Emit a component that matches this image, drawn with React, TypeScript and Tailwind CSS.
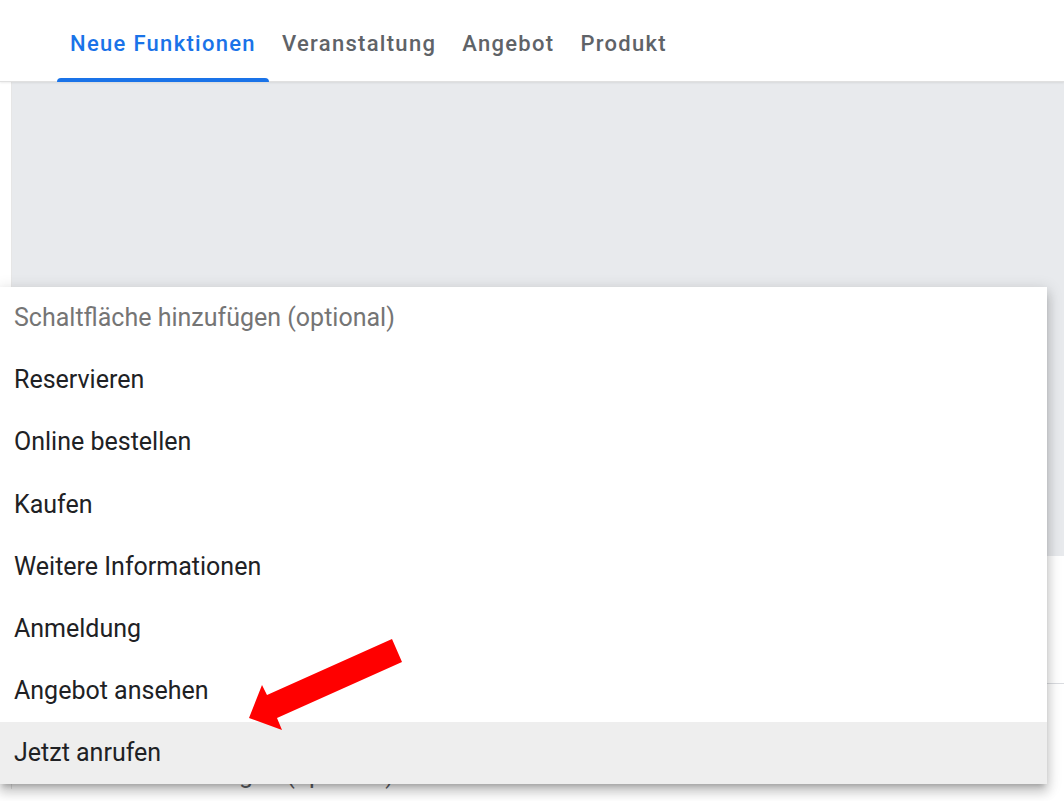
import React from "react";

const items = [
  "Reservieren",
  "Online bestellen",
  "Kaufen",
  "Weitere Informationen",
  "Anmeldung",
  "Angebot ansehen",
  "Jetzt anrufen",
];

export default function App() {
  return (
    <div className="relative w-[1064px] h-[801px] overflow-hidden bg-white" style={{ fontFamily: "Roboto, 'Noto Sans', Arial, sans-serif" }}>
      {/* header tabs */}
      <div className="h-[82px] bg-white border-b border-[#e0e0e0] flex items-end pl-[57px] relative z-10 shadow-[0_1px_2px_rgba(0,0,0,0.08)]">
        {[
          ["Neue Funktionen", true],
          ["Veranstaltung", false],
          ["Angebot", false],
          ["Produkt", false],
        ].map(([label, active]) => (
          <div key={label as string} className="relative h-full flex items-center pt-[6px] px-[13px]">
            <span
              className={`text-[22px] font-medium tracking-[1.3px] ${active ? "text-[#1a73e8]" : "text-[#5f6368]"}`}
            >
              {label as string}
            </span>
            {active && (
              <div className="absolute left-0 right-0 bottom-[-1px] h-[4px] rounded-t-[4px] bg-[#1a73e8]" />
            )}
          </div>
        ))}
      </div>

      {/* body */}
      <div className="flex">
        <div className="w-[12px] shrink-0 bg-white border-r border-[#e6e6e6]" />
        <div className="flex-1 flex flex-col">
          <div className="h-[474px] bg-[#e8eaed]" />
          <div className="h-[128px] bg-white border-b border-[#dadce0]" />
          <div className="pt-[76px] pl-[1px] text-[25px] leading-[29px] text-[#5f6368]">Schaltfläche hinzufügen (optional)</div>
        </div>
      </div>

      {/* dropdown menu */}
      <div className="absolute left-0 top-[287px] w-[1047px] bg-white shadow-[0_5px_5px_-3px_rgba(0,0,0,0.2),0_8px_10px_1px_rgba(0,0,0,0.14),0_3px_14px_2px_rgba(0,0,0,0.12)]">
        <div className="h-[62.1px] flex items-center pl-[14px] text-[25px] text-[#757575]">
          Schaltfläche hinzufügen (optional)
        </div>
        {items.map((it, i) => (
          <div
            key={it}
            className={`h-[62.1px] flex items-center pl-[14px] text-[25px] text-[#202124] ${i === items.length - 1 ? "bg-[#eeeeee]" : ""}`}
          >
            {it}
          </div>
        ))}
      </div>

      {/* red arrow annotation */}
      <svg className="absolute left-0 top-0 pointer-events-none" width="1064" height="801">
        <polygon
          points="249,718 262,685 267,695 392,639 402,662 277,718 282,730"
          fill="#ff0000"
        />
      </svg>
    </div>
  );
}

▬▬▬▬▬▬▬▬▬▬

# GOAL OF THE EXERCISE:
Every line above should be repeated exactly; pictures stay out of the copy.

# ANSWER IN FULL:
Emit a component that matches this image, drawn with React, TypeScript and Tailwind CSS.
import React from "react";

const items = [
  "Reservieren",
  "Online bestellen",
  "Kaufen",
  "Weitere Informationen",
  "Anmeldung",
  "Angebot ansehen",
  "Jetzt anrufen",
];

export default function App() {
  return (
    <div className="relative w-[1064px] h-[801px] overflow-hidden bg-white" style={{ fontFamily: "Roboto, 'Noto Sans', Arial, sans-serif" }}>
      {/* header tabs */}
      <div className="h-[82px] bg-white border-b border-[#e0e0e0] flex items-end pl-[57px] relative z-10 shadow-[0_1px_2px_rgba(0,0,0,0.08)]">
        {[
          ["Neue Funktionen", true],
          ["Veranstaltung", false],
          ["Angebot", false],
          ["Produkt", false],
        ].map(([label, active]) => (
          <div key={label as string} className="relative h-full flex items-center pt-[6px] px-[13px]">
            <span
              className={`text-[22px] font-medium tracking-[1.3px] ${active ? "text-[#1a73e8]" : "text-[#5f6368]"}`}
            >
              {label as string}
            </span>
            {active && (
              <div className="absolute left-0 right-0 bottom-[-1px] h-[4px] rounded-t-[4px] bg-[#1a73e8]" />
            )}
          </div>
        ))}
      </div>

      {/* body */}
      <div className="flex">
        <div className="w-[12px] shrink-0 bg-white border-r border-[#e6e6e6]" />
        <div className="flex-1 flex flex-col">
          <div className="h-[474px] bg-[#e8eaed]" />
          <div className="h-[128px] bg-white border-b border-[#dadce0]" />
          <div className="pt-[76px] pl-[1px] text-[25px] leading-[29px] text-[#5f6368]">Schaltfläche hinzufügen (optional)</div>
        </div>
      </div>

      {/* dropdown menu */}
      <div className="absolute left-0 top-[287px] w-[1047px] bg-white shadow-[0_5px_5px_-3px_rgba(0,0,0,0.2),0_8px_10px_1px_rgba(0,0,0,0.14),0_3px_14px_2px_rgba(0,0,0,0.12)]">
        <div className="h-[62.1px] flex items-center pl-[14px] text-[25px] text-[#757575]">
          Schaltfläche hinzufügen (optional)
        </div>
        {items.map((it, i) => (
          <div
            key={it}
            className={`h-[62.1px] flex items-center pl-[14px] text-[25px] text-[#202124] ${i === items.length - 1 ? "bg-[#eeeeee]" : ""}`}
          >
            {it}
          </div>
        ))}
      </div>

      {/* red arrow annotation */}
      <svg className="absolute left-0 top-0 pointer-events-none" width="1064" height="801">
        <polygon
          points="249,718 262,685 267,695 392,639 402,662 277,718 282,730"
          fill="#ff0000"
        />
      </svg>
    </div>
  );
}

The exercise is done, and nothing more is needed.